■ PROBLEM ■
Output nothing but the number of lines that include the word "components".

· · ·

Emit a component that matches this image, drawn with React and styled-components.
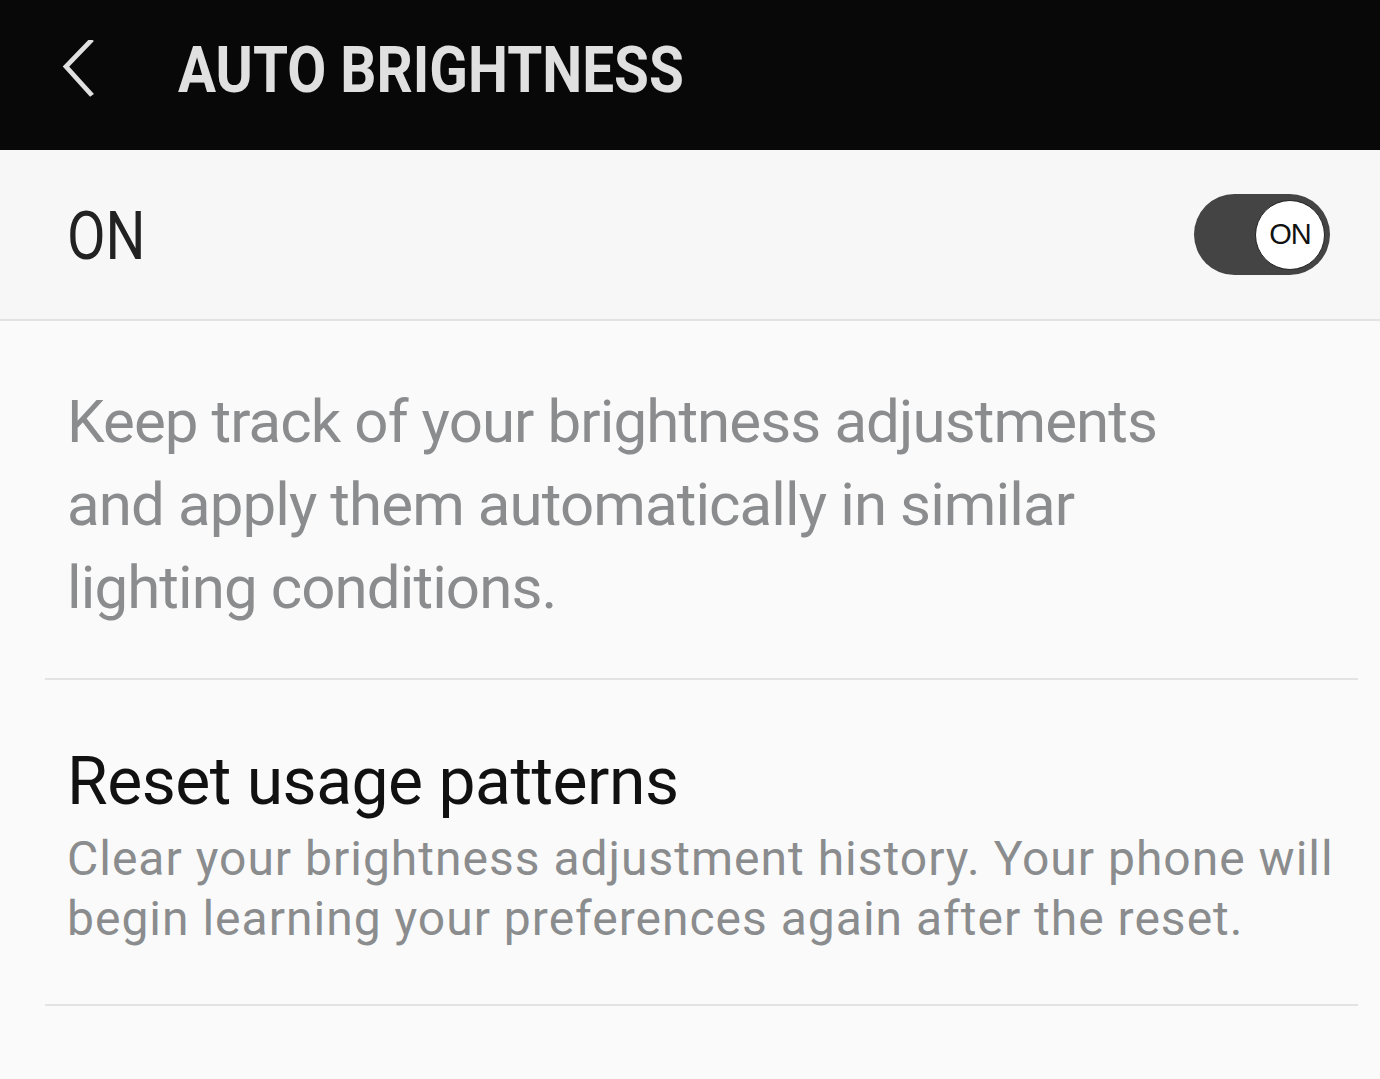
import React from "react";
import styled, { createGlobalStyle } from "styled-components";

const GlobalStyle = createGlobalStyle`
  html, body {
    margin: 0;
    padding: 0;
    background: #fafafa;
  }
  body {
    font-family: Roboto, "Noto Sans", sans-serif;
  }
`;

const Page = styled.div`
  width: 1380px;
  min-height: 1079px;
  background: #fafafa;
  overflow: hidden;
`;

const Header = styled.header`
  height: 150px;
  background: #080808;
  display: flex;
  align-items: center;
  padding-left: 58px;
  box-sizing: border-box;
`;

const BackButton = styled.button`
  width: 40px;
  height: 60px;
  padding: 0;
  border: none;
  background: none;
  display: flex;
  align-items: center;
  justify-content: center;
  margin-right: 80px;
  margin-top: -10px;
`;

const Title = styled.h1`
  margin: 0;
  margin-top: -10px;
  font-family: Roboto, sans-serif;
  font-weight: 700;
  font-size: 64px;
  color: #e0e0e0;
  transform: scaleX(0.885);
  transform-origin: left center;
  white-space: nowrap;
`;

const SwitchRow = styled.div`
  height: 169px;
  background: #f7f7f7;
  border-bottom: 2px solid #e3e3e3;
  display: flex;
  align-items: center;
  justify-content: space-between;
  padding: 0 50px 0 67px;
`;

const SwitchLabel = styled.span`
  font-size: 66px;
  color: #222;
  transform: scaleX(0.85);
  transform-origin: left center;
  margin-top: 4px;
`;

const Toggle = styled.div`
  width: 136px;
  height: 81px;
  border-radius: 41px;
  background: #444;
  display: flex;
  align-items: center;
  justify-content: ${(p) => (p.$on ? "flex-end" : "flex-start")};
  padding: 0 5px;
  box-sizing: border-box;
`;

const Knob = styled.div`
  width: 70px;
  height: 70px;
  border-radius: 50%;
  background: #fff;
  border: 1.5px solid #222;
  box-sizing: border-box;
  display: flex;
  align-items: center;
  justify-content: center;
  font-family: "Liberation Sans", sans-serif;
  font-size: 29px;
  color: #111;
  letter-spacing: -1px;
`;

const Description = styled.p`
  margin: 0 22px 0 45px;
  padding: 59px 0 49px 22px;
  border-bottom: 2px solid #e3e3e3;
  font-size: 60px;
  line-height: 83px;
  letter-spacing: -0.9px;
  color: #8a8c8e;
`;

const Item = styled.div`
  margin: 0 22px 0 45px;
  padding: 62px 0 55px 22px;
  border-bottom: 2px solid #e3e3e3;
`;

const ItemTitle = styled.div`
  font-size: 66px;
  line-height: 80px;
  letter-spacing: -0.5px;
  color: #111;
`;

const ItemSummary = styled.div`
  margin-top: 7px;
  font-size: 48px;
  line-height: 60px;
  letter-spacing: 1px;
  color: #8a8c8e;
  white-space: nowrap;
`;

function ChevronLeft() {
  return (
    <svg width="36" height="60" viewBox="0 0 36 60">
      <polyline
        points="32,4 6,34 32,66"
        transform="translate(0,-4) scale(1,0.9)"
        fill="none"
        stroke="#e0e0e0"
        strokeWidth="5"
      />
    </svg>
  );
}

export default function App() {
  return (
    <Page>
      <GlobalStyle />
      <Header>
        <BackButton aria-label="Back">
          <ChevronLeft />
        </BackButton>
        <Title>AUTO BRIGHTNESS</Title>
      </Header>
      <SwitchRow>
        <SwitchLabel>ON</SwitchLabel>
        <Toggle $on>
          <Knob>ON</Knob>
        </Toggle>
      </SwitchRow>
      <Description>
        Keep track of your brightness adjustments
        <br />
        and apply them automatically in similar
        <br />
        lighting conditions.
      </Description>
      <Item>
        <ItemTitle>Reset usage patterns</ItemTitle>
        <ItemSummary>
          Clear your brightness adjustment history. Your phone will
          <br />
          begin learning your preferences again after the reset.
        </ItemSummary>
      </Item>
    </Page>
  );
}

· · ·

■ COMPLETE ANSWER ■
2